Fortuno rushed back to Puerto Rico on Sunday from North Carolina, where he was named chairman of the Southern Governors Association. He expressed concern that the storm's erratic path was leading people to ignore its potential harm.

He urged residents in flood zones to go quickly to government storm shelters and those with secure homes to stay inside and off the roads. The island was expected to get up to 10 inches of rain, making driving hazardous.

``This could put your life in danger,'' Fortuno said.

In the Dominican Republic, authorities warned of abnormal waves up to 15 feet high.

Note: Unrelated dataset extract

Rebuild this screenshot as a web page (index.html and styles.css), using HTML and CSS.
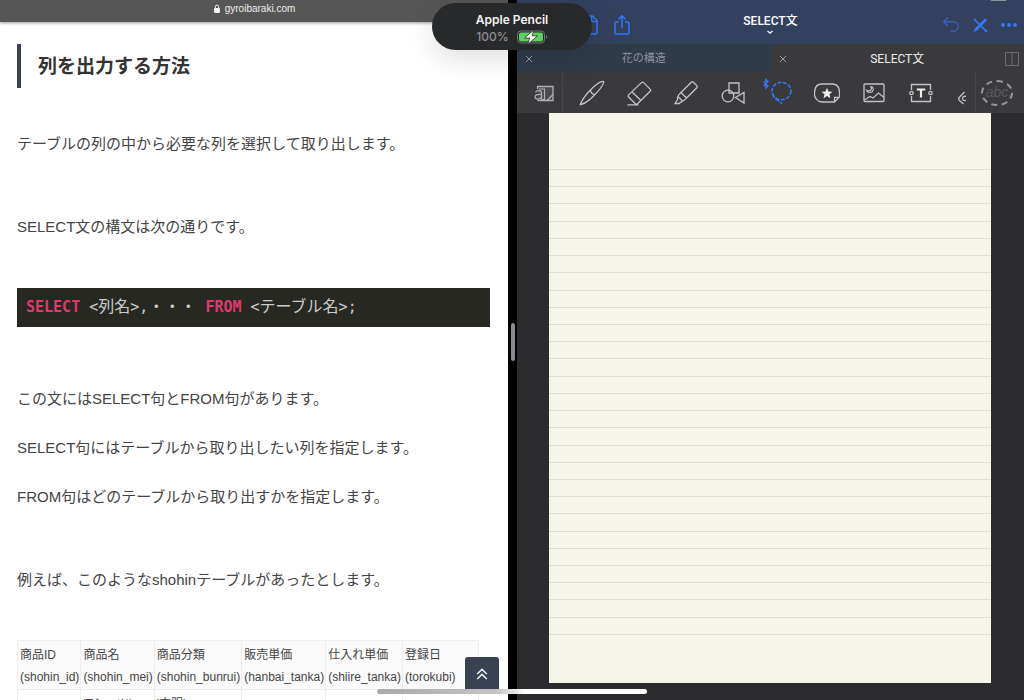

Weeks of heavy rainfall have already caused deadly flooding in the Dominican Republic and authorities said they may issue evacuation orders for vulnerable areas on Monday.

Residents of the southeastern United States were urged to monitor Irene's progress as the storm headed their way.

Computer forecast models showed Irene moving northwest over the Dominican Republic and then heading toward the Florida peninsula.

Depending on its eventual path and possible turns, Irene might still pose a threat to U.S. oil and gas installations in the Gulf of Mexico, but forecasters say it is too early to predict with certitude.

An early northward turn would bring it near the Georgia-South Carolina coast late in the week but a later turn could take it over central Cuba and into the Gulf of Mexico.

Tropical Storm Harvey hit Belize in Central America Saturday and weakened to a tropical depression as it moved inland. It crossed into Mexico's Bay of Campeche on Sunday and forecasters said it could briefly strengthen back into a tropical storm before hitting the southern coast of Mexico.

Mudslides and flooding could affect agricultural output in Central America, but this year's coffee and sugar harvests are largely complete.